Donnerstag 12. September 2019, von klaus++

SPIP ist ein (S)ystem für das (P)ublizieren im (I)nternet. (P)unkt.
Wie SPIP entstanden ist und es sich seitdem entwickelt hat, dazu liefert dieser Artikel einen knappen Überblick. Kann ein Projekt nach bald 20 Jahren immer noch innovativ und einflußreich sein? Für eine Antwort auf diese Frage muss man den Blick über den Programmiertellerrand hinaus richten, und sich Rahmenbedingungen und Folgen eines Projekts ansehen. Dieser Artikel will dazu anregen.

Wie alles anfing

1996 erscheint die leicht konfuse US-libertäre "Declaration of the Independence of Cyberspace" von John Perry Barlow.

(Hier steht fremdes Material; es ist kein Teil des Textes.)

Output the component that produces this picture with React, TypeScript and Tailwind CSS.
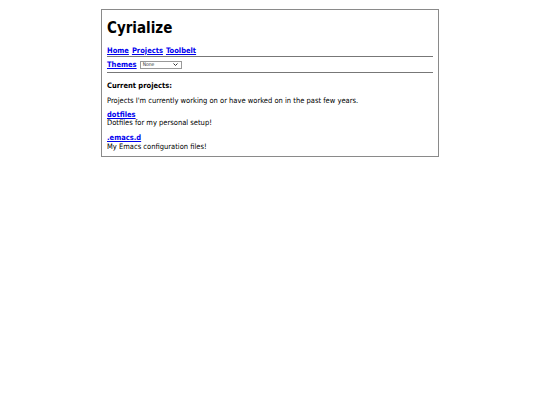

1997 veröffentlichen Arno* und seine Freunde vom Webzine Uzine als europäische Antwort das "Manifest des unabhängigen Web". Darin wird das WWW als Ausdruck der Vielen im Gegensatz zu den zentraliserten und monopolistischen Medienkonzernen beschrieben. Der Übernahme des WWW durch die Monopole und der Zentralisierung des Internet wird der Kampf angesagt.

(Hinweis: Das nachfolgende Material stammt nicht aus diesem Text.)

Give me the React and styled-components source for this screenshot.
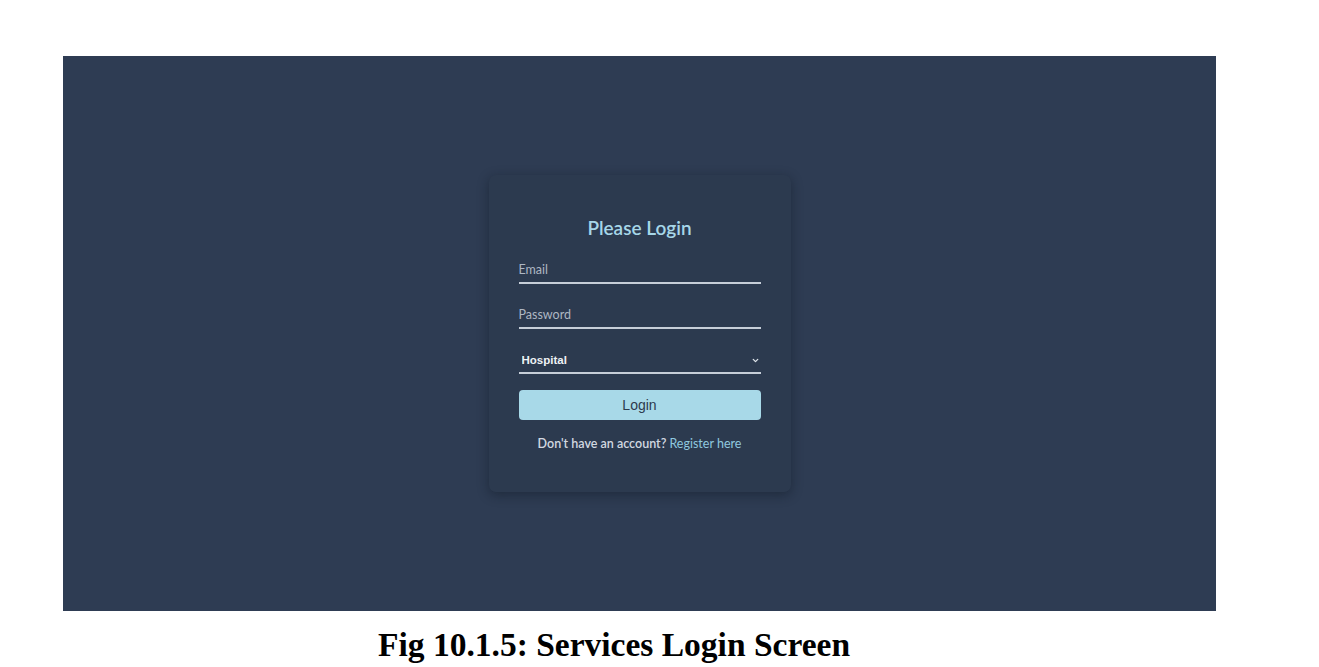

2001 ist aus dem Manifest nutzbare Software entstanden. Bei der Veröffentlichung von Version 1.0 am 1. Juli 2001 ist SPIP das erste und weltweit einzige CMS, mit dem jeder in weniger als einer halben Stunde seine eigene Website erstellen kann, komplett mit Redaktionssystem, RSS, Foren, Petitionen und einer Template-Sprache zur einfachen Gestaltung des Aussehens. Im frankophonen WWW löst es Jahre vor Facebook und Twitter eine Revolution aus, denn im Sommer 2001 kann sich auf einmal jede kleine Gemeinde und jede Initiative mit SPIP einfach und kostenlos im WWW vorstellen.

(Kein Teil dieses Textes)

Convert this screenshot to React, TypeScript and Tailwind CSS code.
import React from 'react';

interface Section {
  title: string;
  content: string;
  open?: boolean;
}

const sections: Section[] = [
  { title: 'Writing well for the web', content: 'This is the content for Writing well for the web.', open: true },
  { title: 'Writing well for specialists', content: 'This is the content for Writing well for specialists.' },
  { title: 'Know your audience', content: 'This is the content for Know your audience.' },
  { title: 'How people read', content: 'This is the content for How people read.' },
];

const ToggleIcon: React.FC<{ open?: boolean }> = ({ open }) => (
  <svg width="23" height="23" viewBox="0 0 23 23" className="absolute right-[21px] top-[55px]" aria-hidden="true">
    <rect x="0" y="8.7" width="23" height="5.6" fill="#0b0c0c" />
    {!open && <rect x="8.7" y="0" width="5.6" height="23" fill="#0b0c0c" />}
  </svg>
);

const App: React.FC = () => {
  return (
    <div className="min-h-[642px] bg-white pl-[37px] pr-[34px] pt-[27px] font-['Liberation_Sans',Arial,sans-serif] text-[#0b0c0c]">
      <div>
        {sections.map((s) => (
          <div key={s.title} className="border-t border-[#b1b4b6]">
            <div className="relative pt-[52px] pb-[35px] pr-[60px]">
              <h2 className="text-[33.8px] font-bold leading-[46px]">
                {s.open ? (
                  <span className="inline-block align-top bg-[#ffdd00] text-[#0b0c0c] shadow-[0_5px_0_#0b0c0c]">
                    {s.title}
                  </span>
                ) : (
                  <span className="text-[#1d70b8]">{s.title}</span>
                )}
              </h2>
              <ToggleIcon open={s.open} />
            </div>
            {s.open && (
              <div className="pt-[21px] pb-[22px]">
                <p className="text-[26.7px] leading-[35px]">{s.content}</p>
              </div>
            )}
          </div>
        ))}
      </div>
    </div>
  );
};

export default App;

2009 zünden Arno* und seine Freunde die nächste Stufe ihrer Revolution. Das soziale Netzwerk #SeenTHIS startet mit einer beeindruckenden Community aus unabhängigen Köpfen, ein selbstverwaltetes soziales Netzwerk als Gegengewicht zu Twitter, Facebook und anderen Konzernplattformen. #SeenTHIS wird unter SPIP entwickelt und setzt auf vollkommene Offenheit. Kernidee sind gegenseitige Empfehlungen und Verschlagwortung der Links und Beiträge. Als kollektives Blog soll #SeenTHIS für Aktivist/inn/en, Forscher/inn/en und Autor/inn/en unzensierte Öffentlichkeit im WWW herstellen.

Status Quo

Heute im Jahr 2019 ist SPIP "volljährig" und immer noch quicklebendig. Das französische Außenministerium ist der größte SPIP-Anwender mit hunderten von Websites. Es gibt auch einen "offiziellen" SPIP-Hoster, der für die Sicherheit von Plugins und der aktuellen SPIP-Version einsteht. Das ist ein Widerspruch zum radikal individualistischen Konzept des Projekts, das sich sogar der Gründung eines Unterstützungsvereins verweigert. Der Pragmatismus siegt auch hier und wird dabei immer wieder eingehegt vom Anspruch der Community, allen Mitgliedern eine gleich wichtige Stimme zu geben.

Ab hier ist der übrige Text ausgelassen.